Leave out the images and repeat the listing below without a single change.
________________________
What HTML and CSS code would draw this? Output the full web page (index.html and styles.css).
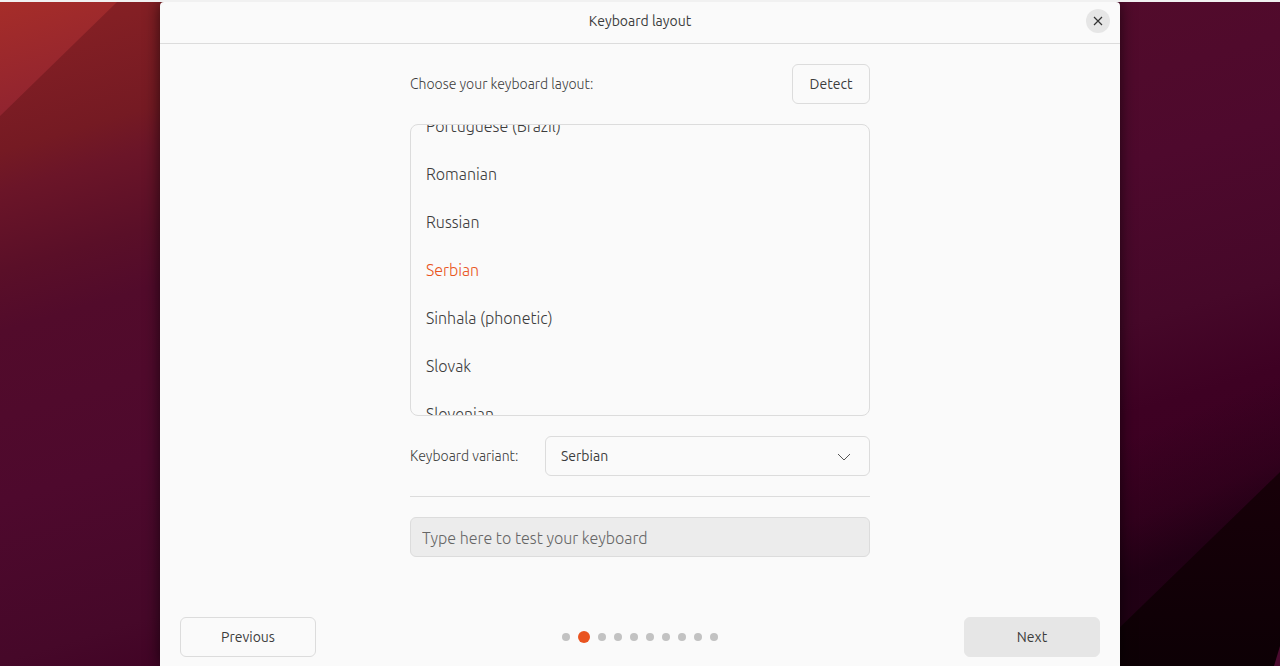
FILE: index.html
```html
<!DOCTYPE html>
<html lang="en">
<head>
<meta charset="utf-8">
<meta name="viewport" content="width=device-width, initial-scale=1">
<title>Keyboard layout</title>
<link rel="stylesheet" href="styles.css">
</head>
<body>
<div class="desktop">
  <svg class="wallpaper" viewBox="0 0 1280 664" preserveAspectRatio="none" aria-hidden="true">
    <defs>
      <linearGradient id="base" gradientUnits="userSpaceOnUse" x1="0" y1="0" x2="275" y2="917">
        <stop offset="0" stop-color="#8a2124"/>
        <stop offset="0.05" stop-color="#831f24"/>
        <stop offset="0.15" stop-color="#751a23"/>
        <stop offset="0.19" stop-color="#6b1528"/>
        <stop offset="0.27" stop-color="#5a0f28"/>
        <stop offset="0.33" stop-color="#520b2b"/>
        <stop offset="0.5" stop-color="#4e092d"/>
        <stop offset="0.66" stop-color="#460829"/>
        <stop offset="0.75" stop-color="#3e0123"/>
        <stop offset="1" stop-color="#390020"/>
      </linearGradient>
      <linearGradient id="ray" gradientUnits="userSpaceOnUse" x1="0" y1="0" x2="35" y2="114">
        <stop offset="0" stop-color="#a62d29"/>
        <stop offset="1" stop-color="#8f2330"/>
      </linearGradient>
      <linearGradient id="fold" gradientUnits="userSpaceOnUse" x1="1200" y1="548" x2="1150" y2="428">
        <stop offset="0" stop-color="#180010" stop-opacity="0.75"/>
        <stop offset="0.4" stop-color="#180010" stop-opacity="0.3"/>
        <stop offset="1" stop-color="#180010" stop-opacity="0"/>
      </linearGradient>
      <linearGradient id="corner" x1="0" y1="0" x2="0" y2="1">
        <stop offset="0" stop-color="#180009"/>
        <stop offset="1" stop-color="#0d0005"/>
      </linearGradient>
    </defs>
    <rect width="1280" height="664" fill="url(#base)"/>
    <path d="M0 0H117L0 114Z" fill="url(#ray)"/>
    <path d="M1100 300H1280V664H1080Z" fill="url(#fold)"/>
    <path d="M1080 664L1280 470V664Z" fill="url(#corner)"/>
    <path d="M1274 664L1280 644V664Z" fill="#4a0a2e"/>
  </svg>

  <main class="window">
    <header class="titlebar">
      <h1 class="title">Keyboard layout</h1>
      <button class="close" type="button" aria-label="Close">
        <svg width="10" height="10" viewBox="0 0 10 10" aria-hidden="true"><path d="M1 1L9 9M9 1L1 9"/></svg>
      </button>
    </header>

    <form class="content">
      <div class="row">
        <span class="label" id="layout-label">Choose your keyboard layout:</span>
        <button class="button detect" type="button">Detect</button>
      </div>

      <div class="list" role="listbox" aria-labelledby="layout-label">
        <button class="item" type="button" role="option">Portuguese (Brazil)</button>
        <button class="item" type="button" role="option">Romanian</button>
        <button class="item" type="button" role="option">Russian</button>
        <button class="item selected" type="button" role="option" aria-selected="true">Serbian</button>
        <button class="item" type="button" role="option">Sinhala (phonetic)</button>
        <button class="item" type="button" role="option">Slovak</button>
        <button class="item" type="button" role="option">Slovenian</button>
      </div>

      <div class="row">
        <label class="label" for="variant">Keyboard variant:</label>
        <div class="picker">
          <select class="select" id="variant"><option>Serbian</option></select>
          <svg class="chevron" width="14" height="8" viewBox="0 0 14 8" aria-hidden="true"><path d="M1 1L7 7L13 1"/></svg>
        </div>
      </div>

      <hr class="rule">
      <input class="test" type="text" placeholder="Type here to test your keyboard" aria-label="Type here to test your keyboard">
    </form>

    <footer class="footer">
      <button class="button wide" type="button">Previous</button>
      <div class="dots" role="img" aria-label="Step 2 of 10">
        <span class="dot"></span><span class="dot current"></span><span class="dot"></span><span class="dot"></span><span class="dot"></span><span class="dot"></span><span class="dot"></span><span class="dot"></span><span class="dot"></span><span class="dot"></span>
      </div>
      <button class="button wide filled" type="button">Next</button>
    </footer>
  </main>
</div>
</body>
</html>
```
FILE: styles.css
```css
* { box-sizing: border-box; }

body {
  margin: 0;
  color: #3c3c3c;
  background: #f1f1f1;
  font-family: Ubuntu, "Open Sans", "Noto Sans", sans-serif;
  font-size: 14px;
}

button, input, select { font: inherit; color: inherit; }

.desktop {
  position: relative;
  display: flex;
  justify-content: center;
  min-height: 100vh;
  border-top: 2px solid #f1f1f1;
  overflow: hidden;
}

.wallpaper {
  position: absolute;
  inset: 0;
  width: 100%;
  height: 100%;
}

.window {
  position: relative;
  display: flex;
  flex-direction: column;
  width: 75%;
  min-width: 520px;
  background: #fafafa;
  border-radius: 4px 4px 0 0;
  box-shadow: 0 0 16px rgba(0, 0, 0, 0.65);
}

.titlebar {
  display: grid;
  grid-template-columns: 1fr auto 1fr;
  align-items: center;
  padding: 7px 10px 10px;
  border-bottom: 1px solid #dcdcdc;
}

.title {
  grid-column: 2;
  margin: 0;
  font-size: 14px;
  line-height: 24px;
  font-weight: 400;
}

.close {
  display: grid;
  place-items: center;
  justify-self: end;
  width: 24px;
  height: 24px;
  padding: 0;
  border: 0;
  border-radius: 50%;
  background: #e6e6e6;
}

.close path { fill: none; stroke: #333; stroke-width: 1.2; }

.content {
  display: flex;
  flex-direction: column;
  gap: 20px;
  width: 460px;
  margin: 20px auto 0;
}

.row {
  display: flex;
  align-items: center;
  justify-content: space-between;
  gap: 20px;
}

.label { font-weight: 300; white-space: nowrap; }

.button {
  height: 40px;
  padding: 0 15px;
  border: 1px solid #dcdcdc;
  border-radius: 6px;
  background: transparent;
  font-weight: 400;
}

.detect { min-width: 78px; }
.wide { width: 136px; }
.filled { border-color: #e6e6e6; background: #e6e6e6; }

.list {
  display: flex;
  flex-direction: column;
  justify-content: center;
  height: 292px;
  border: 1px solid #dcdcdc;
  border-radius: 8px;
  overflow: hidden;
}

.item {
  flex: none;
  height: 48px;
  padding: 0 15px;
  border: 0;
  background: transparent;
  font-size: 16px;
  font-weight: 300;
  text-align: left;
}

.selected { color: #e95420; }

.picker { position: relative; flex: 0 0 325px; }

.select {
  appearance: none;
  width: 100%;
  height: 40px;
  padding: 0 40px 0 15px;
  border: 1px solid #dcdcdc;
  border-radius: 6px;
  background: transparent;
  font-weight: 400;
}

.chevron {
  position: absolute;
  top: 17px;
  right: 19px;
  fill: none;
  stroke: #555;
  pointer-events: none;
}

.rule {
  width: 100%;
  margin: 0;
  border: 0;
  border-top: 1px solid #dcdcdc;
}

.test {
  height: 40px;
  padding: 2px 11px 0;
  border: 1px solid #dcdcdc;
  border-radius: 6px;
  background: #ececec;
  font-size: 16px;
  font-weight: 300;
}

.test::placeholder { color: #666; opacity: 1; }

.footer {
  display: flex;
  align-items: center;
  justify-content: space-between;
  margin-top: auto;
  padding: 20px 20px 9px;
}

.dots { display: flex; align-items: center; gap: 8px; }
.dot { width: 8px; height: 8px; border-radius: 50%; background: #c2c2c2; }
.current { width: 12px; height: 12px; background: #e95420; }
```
________________________
# Finished task
What HTML and CSS code would draw this? Output the full web page (index.html and styles.css).
FILE: index.html
```html
<!DOCTYPE html>
<html lang="en">
<head>
<meta charset="utf-8">
<meta name="viewport" content="width=device-width, initial-scale=1">
<title>Keyboard layout</title>
<link rel="stylesheet" href="styles.css">
</head>
<body>
<div class="desktop">
  <svg class="wallpaper" viewBox="0 0 1280 664" preserveAspectRatio="none" aria-hidden="true">
    <defs>
      <linearGradient id="base" gradientUnits="userSpaceOnUse" x1="0" y1="0" x2="275" y2="917">
        <stop offset="0" stop-color="#8a2124"/>
        <stop offset="0.05" stop-color="#831f24"/>
        <stop offset="0.15" stop-color="#751a23"/>
        <stop offset="0.19" stop-color="#6b1528"/>
        <stop offset="0.27" stop-color="#5a0f28"/>
        <stop offset="0.33" stop-color="#520b2b"/>
        <stop offset="0.5" stop-color="#4e092d"/>
        <stop offset="0.66" stop-color="#460829"/>
        <stop offset="0.75" stop-color="#3e0123"/>
        <stop offset="1" stop-color="#390020"/>
      </linearGradient>
      <linearGradient id="ray" gradientUnits="userSpaceOnUse" x1="0" y1="0" x2="35" y2="114">
        <stop offset="0" stop-color="#a62d29"/>
        <stop offset="1" stop-color="#8f2330"/>
      </linearGradient>
      <linearGradient id="fold" gradientUnits="userSpaceOnUse" x1="1200" y1="548" x2="1150" y2="428">
        <stop offset="0" stop-color="#180010" stop-opacity="0.75"/>
        <stop offset="0.4" stop-color="#180010" stop-opacity="0.3"/>
        <stop offset="1" stop-color="#180010" stop-opacity="0"/>
      </linearGradient>
      <linearGradient id="corner" x1="0" y1="0" x2="0" y2="1">
        <stop offset="0" stop-color="#180009"/>
        <stop offset="1" stop-color="#0d0005"/>
      </linearGradient>
    </defs>
    <rect width="1280" height="664" fill="url(#base)"/>
    <path d="M0 0H117L0 114Z" fill="url(#ray)"/>
    <path d="M1100 300H1280V664H1080Z" fill="url(#fold)"/>
    <path d="M1080 664L1280 470V664Z" fill="url(#corner)"/>
    <path d="M1274 664L1280 644V664Z" fill="#4a0a2e"/>
  </svg>

  <main class="window">
    <header class="titlebar">
      <h1 class="title">Keyboard layout</h1>
      <button class="close" type="button" aria-label="Close">
        <svg width="10" height="10" viewBox="0 0 10 10" aria-hidden="true"><path d="M1 1L9 9M9 1L1 9"/></svg>
      </button>
    </header>

    <form class="content">
      <div class="row">
        <span class="label" id="layout-label">Choose your keyboard layout:</span>
        <button class="button detect" type="button">Detect</button>
      </div>

      <div class="list" role="listbox" aria-labelledby="layout-label">
        <button class="item" type="button" role="option">Portuguese (Brazil)</button>
        <button class="item" type="button" role="option">Romanian</button>
        <button class="item" type="button" role="option">Russian</button>
        <button class="item selected" type="button" role="option" aria-selected="true">Serbian</button>
        <button class="item" type="button" role="option">Sinhala (phonetic)</button>
        <button class="item" type="button" role="option">Slovak</button>
        <button class="item" type="button" role="option">Slovenian</button>
      </div>

      <div class="row">
        <label class="label" for="variant">Keyboard variant:</label>
        <div class="picker">
          <select class="select" id="variant"><option>Serbian</option></select>
          <svg class="chevron" width="14" height="8" viewBox="0 0 14 8" aria-hidden="true"><path d="M1 1L7 7L13 1"/></svg>
        </div>
      </div>

      <hr class="rule">
      <input class="test" type="text" placeholder="Type here to test your keyboard" aria-label="Type here to test your keyboard">
    </form>

    <footer class="footer">
      <button class="button wide" type="button">Previous</button>
      <div class="dots" role="img" aria-label="Step 2 of 10">
        <span class="dot"></span><span class="dot current"></span><span class="dot"></span><span class="dot"></span><span class="dot"></span><span class="dot"></span><span class="dot"></span><span class="dot"></span><span class="dot"></span><span class="dot"></span>
      </div>
      <button class="button wide filled" type="button">Next</button>
    </footer>
  </main>
</div>
</body>
</html>
```
FILE: styles.css
```css
* { box-sizing: border-box; }

body {
  margin: 0;
  color: #3c3c3c;
  background: #f1f1f1;
  font-family: Ubuntu, "Open Sans", "Noto Sans", sans-serif;
  font-size: 14px;
}

button, input, select { font: inherit; color: inherit; }

.desktop {
  position: relative;
  display: flex;
  justify-content: center;
  min-height: 100vh;
  border-top: 2px solid #f1f1f1;
  overflow: hidden;
}

.wallpaper {
  position: absolute;
  inset: 0;
  width: 100%;
  height: 100%;
}

.window {
  position: relative;
  display: flex;
  flex-direction: column;
  width: 75%;
  min-width: 520px;
  background: #fafafa;
  border-radius: 4px 4px 0 0;
  box-shadow: 0 0 16px rgba(0, 0, 0, 0.65);
}

.titlebar {
  display: grid;
  grid-template-columns: 1fr auto 1fr;
  align-items: center;
  padding: 7px 10px 10px;
  border-bottom: 1px solid #dcdcdc;
}

.title {
  grid-column: 2;
  margin: 0;
  font-size: 14px;
  line-height: 24px;
  font-weight: 400;
}

.close {
  display: grid;
  place-items: center;
  justify-self: end;
  width: 24px;
  height: 24px;
  padding: 0;
  border: 0;
  border-radius: 50%;
  background: #e6e6e6;
}

.close path { fill: none; stroke: #333; stroke-width: 1.2; }

.content {
  display: flex;
  flex-direction: column;
  gap: 20px;
  width: 460px;
  margin: 20px auto 0;
}

.row {
  display: flex;
  align-items: center;
  justify-content: space-between;
  gap: 20px;
}

.label { font-weight: 300; white-space: nowrap; }

.button {
  height: 40px;
  padding: 0 15px;
  border: 1px solid #dcdcdc;
  border-radius: 6px;
  background: transparent;
  font-weight: 400;
}

.detect { min-width: 78px; }
.wide { width: 136px; }
.filled { border-color: #e6e6e6; background: #e6e6e6; }

.list {
  display: flex;
  flex-direction: column;
  justify-content: center;
  height: 292px;
  border: 1px solid #dcdcdc;
  border-radius: 8px;
  overflow: hidden;
}

.item {
  flex: none;
  height: 48px;
  padding: 0 15px;
  border: 0;
  background: transparent;
  font-size: 16px;
  font-weight: 300;
  text-align: left;
}

.selected { color: #e95420; }

.picker { position: relative; flex: 0 0 325px; }

.select {
  appearance: none;
  width: 100%;
  height: 40px;
  padding: 0 40px 0 15px;
  border: 1px solid #dcdcdc;
  border-radius: 6px;
  background: transparent;
  font-weight: 400;
}

.chevron {
  position: absolute;
  top: 17px;
  right: 19px;
  fill: none;
  stroke: #555;
  pointer-events: none;
}

.rule {
  width: 100%;
  margin: 0;
  border: 0;
  border-top: 1px solid #dcdcdc;
}

.test {
  height: 40px;
  padding: 2px 11px 0;
  border: 1px solid #dcdcdc;
  border-radius: 6px;
  background: #ececec;
  font-size: 16px;
  font-weight: 300;
}

.test::placeholder { color: #666; opacity: 1; }

.footer {
  display: flex;
  align-items: center;
  justify-content: space-between;
  margin-top: auto;
  padding: 20px 20px 9px;
}

.dots { display: flex; align-items: center; gap: 8px; }
.dot { width: 8px; height: 8px; border-radius: 50%; background: #c2c2c2; }
.current { width: 12px; height: 12px; background: #e95420; }
```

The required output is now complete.